Menkeu setuju Djakarta Lloyd tak dapat PMN



JAKARTA. Pemerintah mengusulkan tambahan anggaran Penyertaan Modal Negara (PMN) untuk Badan Usaha Milik Negara (BUMN) sebesar Rp 2,38 triliun dalam rancangan anggaran pendapatan dan belanja negara perubahan (RAPBN-P) 2017. Dengan demikian, anggaran PMN tahun ini naik menjadi Rp 6,38 triliun.

Kenaikan tersebut, berasal dari tambahan PMN untuk PT Kereta Api Indonesia (Persero) sebesar Rp 2 triliun. Sementara Rp 379,3 miliar sisanya adalah tambahan PMN untuk PT Djakarta Lloyd (Persero).

Wakil Ketua Komisi VI DPR Bowo Sidik Pangarso mempertanyakan tambahan PMN untuk PT Djakarta Lloyd. Pasalnya menurut Bowo, hingga saat ini perusahaan pelat merah tersebut tidak memiliki kapal yang beroperasi.


"Dan kinerja Djakarta Lloyd itu hanya jadi agen atau calo. Dia dapat kontrak tapi di pihak ketiga kan," kata Bowo saat rapat kerja antara pemerintah dengan Komisi VI, Kamis (13/7).

Lebih lanjut menurut Bowo, pendapatan perusahaan itu hanya Rp 10 miliar per tahun. Sementara utangnya mencapai Rp 1,3 triliun, meski sudah dihitung ulang menjadi Rp 700 miliar-Rp 800 miliar.

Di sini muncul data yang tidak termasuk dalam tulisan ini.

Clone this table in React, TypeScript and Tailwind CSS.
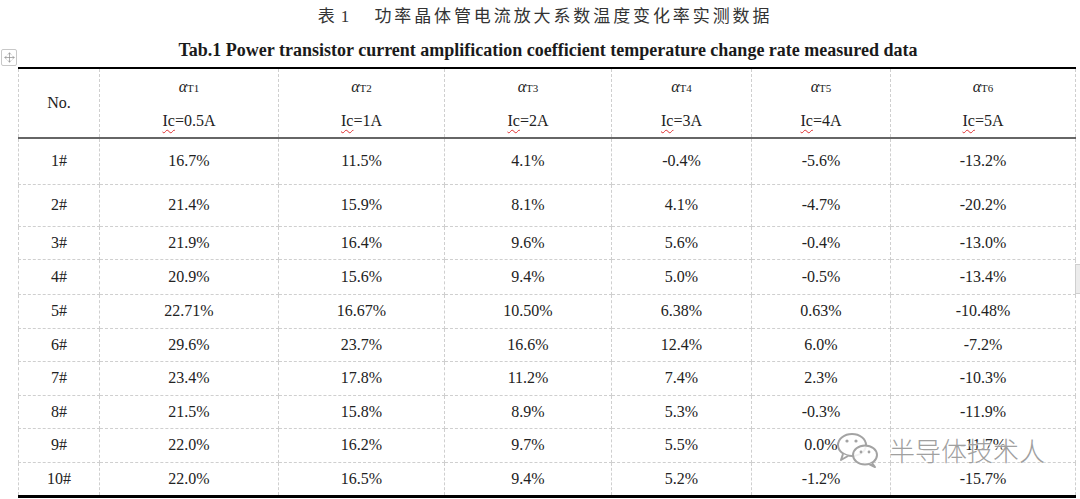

"Kalau ini diberikan ini sama saja membeli aset dengan ekuitas. Bahaya Bu. Sekarang bagaimana risikonya kalau itu kami biarkan? Enggak sehat Bu. Ini hanya menjadi calo, artinya ini bekerjanya mendapat projek di pihak ketiga, besok kita bahas, supaya kita tidak salah bersama dalam PMN," tambah dia.

Menteri Keuangan Sri Mulyani yang memimpin rapat tersebut dari sisi pemerintah menggantikan Menteri BUMN Rini Soemarno mengatakan, PT Djakarta Lloyd selama tiga tahun terakhir sudah membukukan keuntungan. Kualitas likuiditas Djakarta Lloyd juga sudah membaik 231% dan membukukan pendapatan tahun 2017 sebesar Rp 425 miliar.

Namun, Sri Mulyani mengatakan, dalam kapasitasnya sebagai Menteri Keuangan, dirinya mendukung penolakan pemberian tambahan PMN untuk Djakarta Lloyd dari Komisi VI DPR.

"Saya hanya ingin meyakinkan sebagai Kementerian Keuangan, saya titip ke Komisi VI kalau memang harus ditolak, ya ditolak. Dalam artian kalau secara korporasi tidak feasible, kalau Bapak Ibu melihat ini fundamentally dari sisi korporasi," tegas Sri Mulyani.

Di sisi lain, ia juga mengakui bahwa Menteri Keuangan hanya melakukan pendalaman dari sisi APBN dan makro serta tidak melakukan pendalaman dari sisi korporasi. "Nanti kami akan memberikan sepenuhnya dukungan kepada Komisi VI untuk mendalami," tambah dia.

Meski demikian, pemerintah dan Komisi VI DPR menyetujui untuk melakukan pendalaman usulan PMN BUMN tersebut dan selanjutnya akan diputuskan dalam rapat kerja berikut di masa sidang kelima tahun 2016-2017.